- Zangelan-e Sofla
- Coordinates: 38°51′30″N 45°07′58″E﻿ / ﻿38.85833°N 45.13278°E
- Country: Iran
- Province: West Azerbaijan
- County: Chaypareh
- District: Hajjilar
- Rural District: Hajjilar-e Jonubi

Population (2016)
- • Total: 581
- Time zone: UTC+3:30 (IRST)

= Zangelan-e Sofla =

Village in West Azerbaijan province, Iran

Zangelan-e Sofla (زنگلان سفلي) (Note: Also romanized as Zangelān-e Soflá; also known as Zangalān Pā’īn and Zangelān-e Pā'īn) is a village in Hajjilar-e Jonubi Rural District (Note: Formerly Hajjilar Rural District) of Hajjilar District in Chaypareh County, West Azerbaijan province, Iran.

==Demographics==
===Population===
At the time of the 2006 National Census, the village's population was 734 in 167 households, when it was in Hajjilar Rural District (Note: Renamed Hajjilar-e Jonubi Rural District) of the former Chaypareh District in Khoy County.
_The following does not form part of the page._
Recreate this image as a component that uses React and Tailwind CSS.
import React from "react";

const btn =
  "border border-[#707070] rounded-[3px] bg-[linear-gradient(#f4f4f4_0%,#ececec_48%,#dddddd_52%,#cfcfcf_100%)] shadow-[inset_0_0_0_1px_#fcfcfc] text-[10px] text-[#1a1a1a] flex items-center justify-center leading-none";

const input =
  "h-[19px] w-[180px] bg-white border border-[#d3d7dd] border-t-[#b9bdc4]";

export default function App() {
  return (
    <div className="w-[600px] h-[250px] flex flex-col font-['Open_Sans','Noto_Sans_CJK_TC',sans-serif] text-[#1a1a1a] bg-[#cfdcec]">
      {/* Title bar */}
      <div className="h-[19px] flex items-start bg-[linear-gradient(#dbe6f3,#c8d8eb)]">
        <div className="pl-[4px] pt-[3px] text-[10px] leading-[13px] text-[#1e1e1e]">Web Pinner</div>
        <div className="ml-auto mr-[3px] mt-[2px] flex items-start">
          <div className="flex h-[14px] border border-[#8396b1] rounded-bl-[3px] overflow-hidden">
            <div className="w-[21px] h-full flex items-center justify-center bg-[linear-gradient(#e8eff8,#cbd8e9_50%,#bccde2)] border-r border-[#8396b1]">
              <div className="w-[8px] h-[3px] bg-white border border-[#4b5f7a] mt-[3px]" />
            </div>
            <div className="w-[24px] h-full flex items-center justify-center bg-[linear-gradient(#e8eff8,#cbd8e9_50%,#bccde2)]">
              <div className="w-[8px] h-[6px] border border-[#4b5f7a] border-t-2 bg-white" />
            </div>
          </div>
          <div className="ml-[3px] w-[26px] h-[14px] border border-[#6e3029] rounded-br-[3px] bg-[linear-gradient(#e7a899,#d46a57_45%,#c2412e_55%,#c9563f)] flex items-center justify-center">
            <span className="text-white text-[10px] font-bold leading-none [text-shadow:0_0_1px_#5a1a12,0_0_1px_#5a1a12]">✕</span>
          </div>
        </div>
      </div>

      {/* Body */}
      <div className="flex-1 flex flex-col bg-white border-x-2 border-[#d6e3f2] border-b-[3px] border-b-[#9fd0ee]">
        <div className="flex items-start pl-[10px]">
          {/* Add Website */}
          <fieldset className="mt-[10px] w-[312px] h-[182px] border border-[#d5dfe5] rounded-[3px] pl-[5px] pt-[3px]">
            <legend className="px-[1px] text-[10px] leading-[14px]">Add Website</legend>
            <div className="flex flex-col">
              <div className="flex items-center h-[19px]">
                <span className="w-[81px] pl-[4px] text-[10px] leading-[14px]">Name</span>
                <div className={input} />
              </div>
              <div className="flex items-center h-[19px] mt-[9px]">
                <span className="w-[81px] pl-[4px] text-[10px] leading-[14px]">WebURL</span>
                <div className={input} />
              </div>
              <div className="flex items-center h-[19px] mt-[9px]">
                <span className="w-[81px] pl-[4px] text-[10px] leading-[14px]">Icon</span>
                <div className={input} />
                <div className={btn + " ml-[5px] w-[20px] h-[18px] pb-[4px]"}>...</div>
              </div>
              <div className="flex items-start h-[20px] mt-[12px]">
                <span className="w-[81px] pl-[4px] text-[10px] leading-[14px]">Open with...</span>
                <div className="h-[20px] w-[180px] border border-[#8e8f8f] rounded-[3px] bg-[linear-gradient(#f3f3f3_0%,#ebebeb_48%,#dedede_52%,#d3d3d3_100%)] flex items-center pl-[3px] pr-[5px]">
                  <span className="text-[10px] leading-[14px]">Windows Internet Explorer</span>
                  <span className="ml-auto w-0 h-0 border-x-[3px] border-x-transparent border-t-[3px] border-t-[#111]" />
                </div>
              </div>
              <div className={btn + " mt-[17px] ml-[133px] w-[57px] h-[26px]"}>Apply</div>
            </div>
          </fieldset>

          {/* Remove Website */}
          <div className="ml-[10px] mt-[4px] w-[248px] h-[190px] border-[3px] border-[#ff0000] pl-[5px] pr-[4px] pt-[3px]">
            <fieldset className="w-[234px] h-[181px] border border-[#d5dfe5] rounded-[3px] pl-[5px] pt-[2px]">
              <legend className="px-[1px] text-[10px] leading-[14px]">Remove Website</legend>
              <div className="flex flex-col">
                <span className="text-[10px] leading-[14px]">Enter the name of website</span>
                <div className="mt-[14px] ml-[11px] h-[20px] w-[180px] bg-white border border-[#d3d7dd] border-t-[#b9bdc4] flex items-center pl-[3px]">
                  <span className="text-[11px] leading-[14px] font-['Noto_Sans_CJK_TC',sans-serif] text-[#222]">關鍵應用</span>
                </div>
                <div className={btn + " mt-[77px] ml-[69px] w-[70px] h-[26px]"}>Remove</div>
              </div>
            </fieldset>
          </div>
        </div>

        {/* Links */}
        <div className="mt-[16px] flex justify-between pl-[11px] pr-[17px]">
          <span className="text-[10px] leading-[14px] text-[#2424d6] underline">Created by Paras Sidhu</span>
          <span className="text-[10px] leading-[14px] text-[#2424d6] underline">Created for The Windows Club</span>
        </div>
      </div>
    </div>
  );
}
The following census in 2011 counted 585 people in 193 households, by which time the district had been separated from the county in the establishment of Chaypareh County. The rural district was transferred to the new Hajjilar District and renamed Hajjilar-e Jonubi Rural District. The 2016 census measured the population of the village as 581 people in 201 households.